Borneo’s forests harbour a simply staggering number of species.
According to the WWF, even after 150 years of scientific study, about three new species are still discovered every month in the Heart of Borneo (the 220,000 square kilometres of virgin rainforest spanning Sabah and parts of Kalimantan). In just the past few years alone, these have included a colour-changing flying frog, a metre-long stick insect, and the world’s first lungless frog: alien creatures that would seem more at home in fantasy than reality. And with great tracts of unexplored forest still yet to be catalogued, who knows what could be found next? In a world where you can scour the globe on Google Maps and fly anywhere in under 24 hours, the existence of such places — so unknown and unknowable — still has the power to boggle the mind.
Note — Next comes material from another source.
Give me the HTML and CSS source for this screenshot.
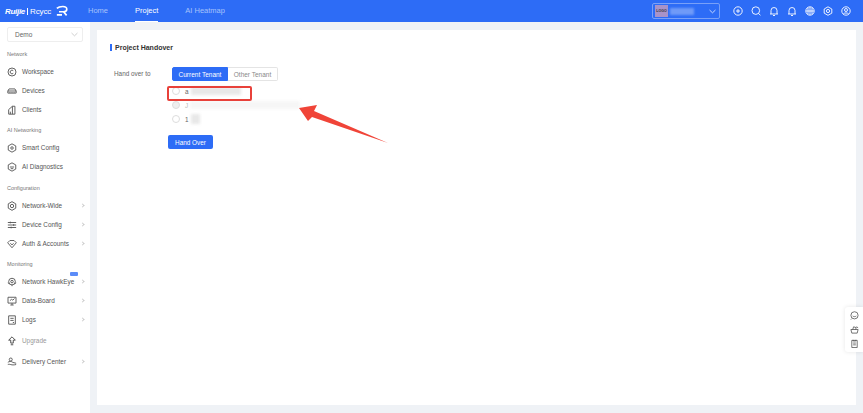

Nobody comes to Borneo without a desire to experience its rainforests — but once here, many are surprised by how much more there is to discover.
There are pristine beaches to rival any in the Maldives or Thailand, with soft white sand, palm trees, and wonderful beachside resorts. There’s spectacular cuisine, where indigenous dishes such as pineapple curry and midin jungle fern are embraced alongside nipah palm ice cream, gourmet blended coffee and acid-bright layer cake. There are coral reefs more spectacular and diverse than anywhere else on the planet. There are old colonial cities that feel like Paris in the tropics, where British-era fortresses stand beside Chinese temples and striking modern Islamic architecture.
We love Asia in all its wonderful permutations, but there’s something really, truly special about Borneo. Few places take hold of the imagination in quite the same way. Incalculably ancient and deeply mysterious, it feels more alive than almost anywhere else in the world, more important than anything humans have ever built, and more unknowable than outer space. We don’t know about you, but we’re going to do everything we possibly can to keep it that way.